YOUR GOAL. Find how many lines of the listing below include the word "code", then report the number by itself.

STORED DATA.
## Begin

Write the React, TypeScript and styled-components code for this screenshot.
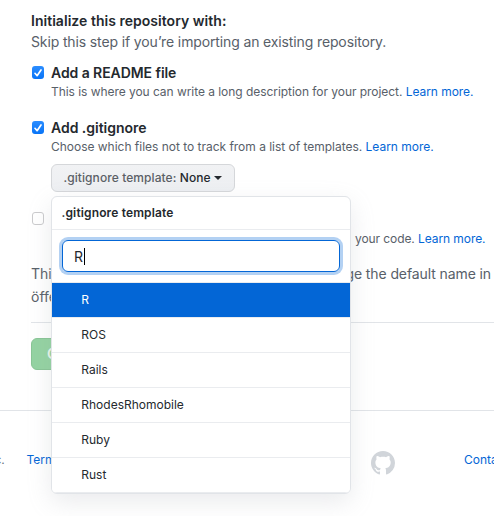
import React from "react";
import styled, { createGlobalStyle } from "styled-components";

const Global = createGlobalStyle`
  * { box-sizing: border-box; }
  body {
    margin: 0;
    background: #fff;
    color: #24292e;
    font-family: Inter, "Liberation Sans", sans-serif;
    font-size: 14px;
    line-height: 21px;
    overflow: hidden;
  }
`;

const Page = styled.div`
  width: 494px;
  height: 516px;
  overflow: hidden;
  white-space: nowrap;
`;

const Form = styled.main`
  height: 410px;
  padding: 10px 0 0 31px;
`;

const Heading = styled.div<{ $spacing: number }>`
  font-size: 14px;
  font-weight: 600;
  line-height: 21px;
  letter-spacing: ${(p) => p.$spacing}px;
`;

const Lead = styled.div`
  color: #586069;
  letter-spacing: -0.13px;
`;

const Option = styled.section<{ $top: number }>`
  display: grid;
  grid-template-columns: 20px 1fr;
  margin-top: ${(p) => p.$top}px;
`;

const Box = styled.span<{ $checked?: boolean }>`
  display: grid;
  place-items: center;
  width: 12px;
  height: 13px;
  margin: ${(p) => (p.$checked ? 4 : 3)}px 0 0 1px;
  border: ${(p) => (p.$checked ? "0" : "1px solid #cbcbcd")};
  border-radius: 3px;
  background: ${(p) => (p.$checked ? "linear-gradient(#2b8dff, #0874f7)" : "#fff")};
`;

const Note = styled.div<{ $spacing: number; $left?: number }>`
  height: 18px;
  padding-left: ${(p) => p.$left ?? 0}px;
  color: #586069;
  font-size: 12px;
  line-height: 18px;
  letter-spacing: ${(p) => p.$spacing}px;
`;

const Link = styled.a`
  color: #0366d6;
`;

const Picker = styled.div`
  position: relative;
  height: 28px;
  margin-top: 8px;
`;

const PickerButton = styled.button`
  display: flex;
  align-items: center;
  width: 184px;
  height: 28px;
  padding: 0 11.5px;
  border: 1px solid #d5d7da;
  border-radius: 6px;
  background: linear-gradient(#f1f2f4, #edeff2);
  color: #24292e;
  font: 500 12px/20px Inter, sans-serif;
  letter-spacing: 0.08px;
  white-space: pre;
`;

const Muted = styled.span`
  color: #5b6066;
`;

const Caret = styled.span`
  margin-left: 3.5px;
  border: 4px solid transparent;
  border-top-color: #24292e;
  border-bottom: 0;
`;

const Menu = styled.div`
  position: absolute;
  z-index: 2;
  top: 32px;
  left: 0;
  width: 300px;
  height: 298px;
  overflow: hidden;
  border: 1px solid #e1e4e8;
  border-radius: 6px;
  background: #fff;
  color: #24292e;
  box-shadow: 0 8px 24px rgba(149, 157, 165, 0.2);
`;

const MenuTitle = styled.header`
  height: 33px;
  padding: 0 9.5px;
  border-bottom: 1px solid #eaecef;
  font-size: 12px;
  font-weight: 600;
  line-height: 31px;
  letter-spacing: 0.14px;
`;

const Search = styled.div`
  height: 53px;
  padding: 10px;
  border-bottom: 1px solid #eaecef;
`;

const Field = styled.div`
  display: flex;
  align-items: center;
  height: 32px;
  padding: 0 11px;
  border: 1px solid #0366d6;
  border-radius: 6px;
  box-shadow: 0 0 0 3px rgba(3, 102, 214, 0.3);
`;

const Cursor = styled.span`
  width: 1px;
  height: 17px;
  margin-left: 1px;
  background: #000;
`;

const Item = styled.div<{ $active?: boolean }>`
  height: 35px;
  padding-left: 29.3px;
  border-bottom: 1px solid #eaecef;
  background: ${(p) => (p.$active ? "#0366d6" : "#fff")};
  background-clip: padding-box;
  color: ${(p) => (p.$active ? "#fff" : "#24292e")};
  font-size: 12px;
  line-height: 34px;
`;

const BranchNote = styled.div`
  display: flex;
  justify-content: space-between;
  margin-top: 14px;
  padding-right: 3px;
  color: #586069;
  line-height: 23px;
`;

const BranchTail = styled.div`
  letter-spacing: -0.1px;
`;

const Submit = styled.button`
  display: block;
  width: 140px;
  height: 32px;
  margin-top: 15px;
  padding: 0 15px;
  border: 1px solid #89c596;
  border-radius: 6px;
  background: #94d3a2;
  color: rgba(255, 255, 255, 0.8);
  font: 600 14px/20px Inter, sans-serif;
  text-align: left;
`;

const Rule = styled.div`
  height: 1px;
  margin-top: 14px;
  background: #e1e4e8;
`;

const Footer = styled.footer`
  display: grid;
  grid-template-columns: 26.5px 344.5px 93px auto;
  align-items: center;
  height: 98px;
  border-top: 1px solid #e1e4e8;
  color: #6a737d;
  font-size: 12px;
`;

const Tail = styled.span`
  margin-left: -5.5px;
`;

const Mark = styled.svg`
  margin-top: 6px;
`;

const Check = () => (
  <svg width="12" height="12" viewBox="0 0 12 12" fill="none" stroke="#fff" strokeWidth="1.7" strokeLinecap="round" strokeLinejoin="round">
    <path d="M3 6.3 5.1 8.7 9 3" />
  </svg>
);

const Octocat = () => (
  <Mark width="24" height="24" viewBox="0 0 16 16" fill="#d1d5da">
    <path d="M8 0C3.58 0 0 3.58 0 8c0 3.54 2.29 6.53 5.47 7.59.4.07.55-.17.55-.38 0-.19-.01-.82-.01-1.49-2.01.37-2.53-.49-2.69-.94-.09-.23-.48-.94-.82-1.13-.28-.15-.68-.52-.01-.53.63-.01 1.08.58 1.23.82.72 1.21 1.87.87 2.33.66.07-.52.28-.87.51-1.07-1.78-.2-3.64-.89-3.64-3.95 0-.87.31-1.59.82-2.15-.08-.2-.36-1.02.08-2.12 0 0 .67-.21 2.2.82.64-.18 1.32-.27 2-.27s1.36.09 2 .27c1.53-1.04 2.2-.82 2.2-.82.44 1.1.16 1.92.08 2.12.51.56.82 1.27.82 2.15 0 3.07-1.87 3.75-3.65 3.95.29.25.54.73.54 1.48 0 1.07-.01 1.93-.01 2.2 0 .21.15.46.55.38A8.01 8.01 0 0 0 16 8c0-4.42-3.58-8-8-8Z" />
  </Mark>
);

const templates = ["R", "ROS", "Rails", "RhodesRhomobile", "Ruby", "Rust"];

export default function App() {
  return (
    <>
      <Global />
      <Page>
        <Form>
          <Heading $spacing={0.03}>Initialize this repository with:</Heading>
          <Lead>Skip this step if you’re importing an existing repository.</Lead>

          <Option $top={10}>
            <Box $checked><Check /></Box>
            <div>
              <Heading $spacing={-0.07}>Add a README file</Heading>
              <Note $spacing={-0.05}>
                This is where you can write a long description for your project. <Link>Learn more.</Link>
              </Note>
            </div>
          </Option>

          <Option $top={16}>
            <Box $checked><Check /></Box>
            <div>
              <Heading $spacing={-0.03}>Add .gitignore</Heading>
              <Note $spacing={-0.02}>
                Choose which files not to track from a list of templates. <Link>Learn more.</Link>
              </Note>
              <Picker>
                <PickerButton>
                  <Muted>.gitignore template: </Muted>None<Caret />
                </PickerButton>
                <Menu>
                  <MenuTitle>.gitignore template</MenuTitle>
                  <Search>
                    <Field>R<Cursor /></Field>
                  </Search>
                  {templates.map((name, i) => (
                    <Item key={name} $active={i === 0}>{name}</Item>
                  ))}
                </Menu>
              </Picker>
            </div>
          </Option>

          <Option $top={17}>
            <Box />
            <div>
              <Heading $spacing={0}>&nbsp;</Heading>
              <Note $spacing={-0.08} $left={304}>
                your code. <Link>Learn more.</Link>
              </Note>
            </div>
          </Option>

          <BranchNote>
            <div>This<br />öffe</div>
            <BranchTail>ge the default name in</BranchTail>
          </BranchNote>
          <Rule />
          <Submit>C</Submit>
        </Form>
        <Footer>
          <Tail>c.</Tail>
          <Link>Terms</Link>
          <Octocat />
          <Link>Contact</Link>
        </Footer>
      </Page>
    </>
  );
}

## End

FINAL ANSWER. 2